In the small village of SAPANTA Romania, lays a remarkable and happy cemetery.
Based on the belief that death is a passing on to a better life, these colourful tombstones celebrate the joys of life.
Just footsteps from the Ukraine border, the Sapanta Blue tombstones create a historical record of the towns inhabitants in a darkly humorous twist to the ritual of burial.
The first tombstone was carved by Stan Patras in 1935 and now more than 800 oak crosses fill the cemetery.
The head boards are loaded with symbolism developed by Patras. Black represents Death and Green stands for life.
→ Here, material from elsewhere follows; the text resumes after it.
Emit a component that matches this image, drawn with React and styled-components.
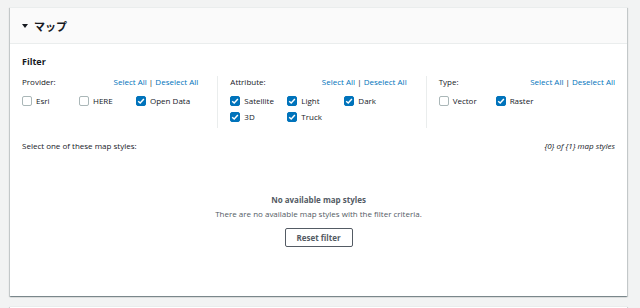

Yellow represents fertility, Red for passion and the dominant Blue for Hope, Freedom and the Sky.
There is a dark humour running through both the images and the text.
The poems are written in a local dialect and hold clever anecdotes about the persons occupation, habits (sometimes unsavoury details) or the way in which the deceased died.
There are no secrets in this village.
The town drunk is represented being pulled down by the Devil as he smokes and drinks his way to the after life.
Other symbols include White doves for the Soul and Black birds that are thought to indicate a suspicious or accidental death.
A beautiful Romanian Orthodox church is under construction next to the grave yard.
The unfinished interior currently makes for a strongly contrasting aesthetic to the outside
|Walls await decoration|
Beautiful mosaics will eventually decorate both the interior and the exterior
The cemetery of course has a wooden gift shop
This wonderful tradition didn't end with Patras death in 1977 but has been continued by his apprentice Dumitru Pop.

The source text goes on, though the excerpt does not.